Les annonces de ce jeudi marquent toutefois un tournant. "Le message aux banques est clair comme de l'eau de roche: faites votre devoir, l'approvisionnement bon marché va arriver à son terme", a réagi Carsten Brzeski, économiste chez ING.
Parallèlement, la croissance s'annonce laborieuse. La BCE a certes relevé nettement sa prévision pour 2010, à 0,8% contre 0,2% il y a trois mois. Mais sa première estimation pour 2011, d'une hausse en moyenne de 1,2% du Produit intérieur brut (PIB), montre qu'elle s'attend à une reprise très modeste de l'économie sur les deux ans à venir.
Pour cette année, elle prévoit une récession de 4%.
Si l'économie de la zone euro est sortie de la récession au troisième trimestre, force est de constater que "certains facteurs soutenant la reprise actuellement sont de nature temporaires", a souligné M. Trichet, en référence aux plans de soutien des gouvernements et de la Banque centrale.
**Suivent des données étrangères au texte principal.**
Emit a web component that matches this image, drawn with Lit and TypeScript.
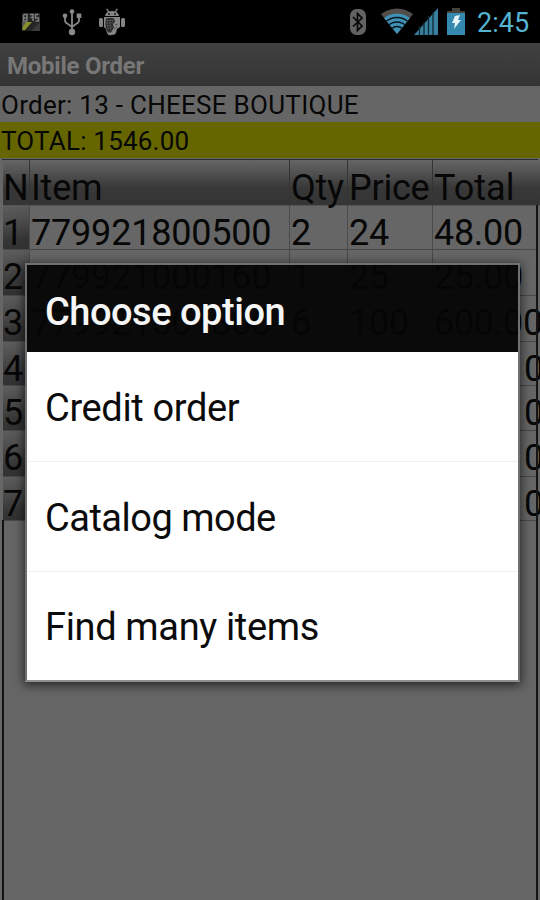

Le processus de reprise s'annonce "inégal" et soumis à "des incertitudes élevées". Les marchés restent par ailleurs nerveux, comme le prouve leur plongeon la semaine dernière après la révélation de problèmes de solvabilité à Dubaï, un événement au fond "relativement modeste", selon lui.
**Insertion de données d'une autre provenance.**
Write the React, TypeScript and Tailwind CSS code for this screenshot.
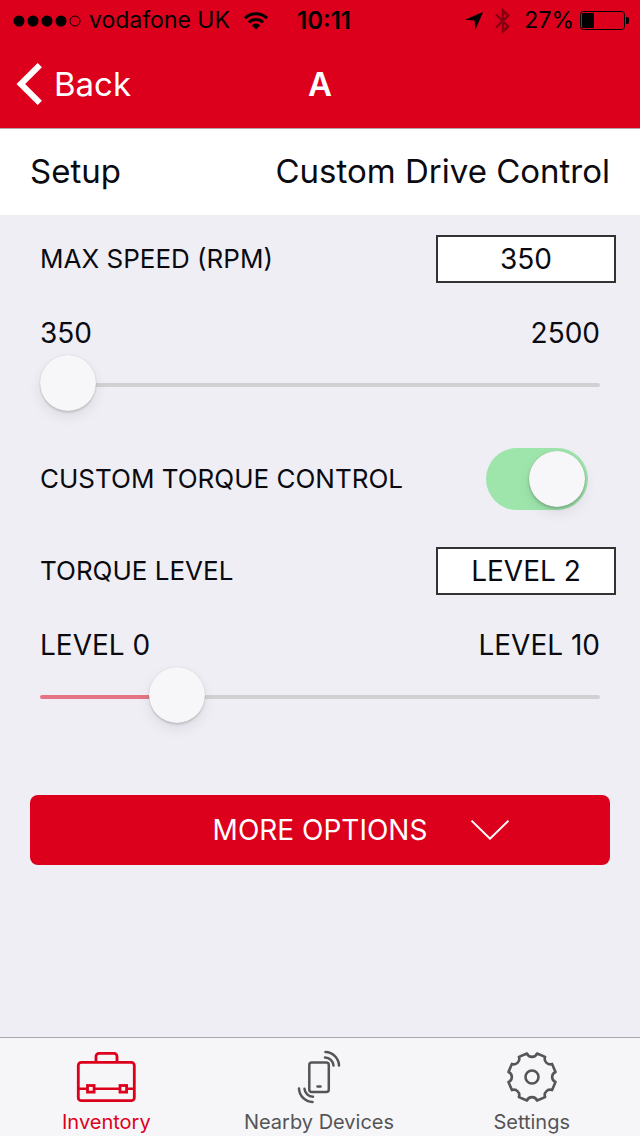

Côté inflation, la BCE mise dorénavant sur des hausses des prix de 0,3% en 2009, de 1,3% en 2010 et de 1,4% en 2011, inférieures donc à son seuil de tolérance d'une inflation légèrement sous les 2% à moyen terme.
Cette croissance faible sans inflation laisserait à la BCE suffisamment de marge pour attendre jusqu'à 2011 avant de relever ses taux directeurs, estime Nick Kounis de la banque Fortis.
Mais elle fera sans doute le premier geste à l'automne 2010, estime-t-il, comme le plus gros de ses confrères.
La BCE sera sans doute "mal à l'aise" à l'idée de garder des taux aussi bas trop longtemps, argumente l'analyste, rappelant que la crise du crédit, enclenchée en août 2007 après l'effondrement des crédits immobiliers à risques aux Etats-Unis ("subprime"), a largement été alimentée par des politiques monétaires trop laxistes.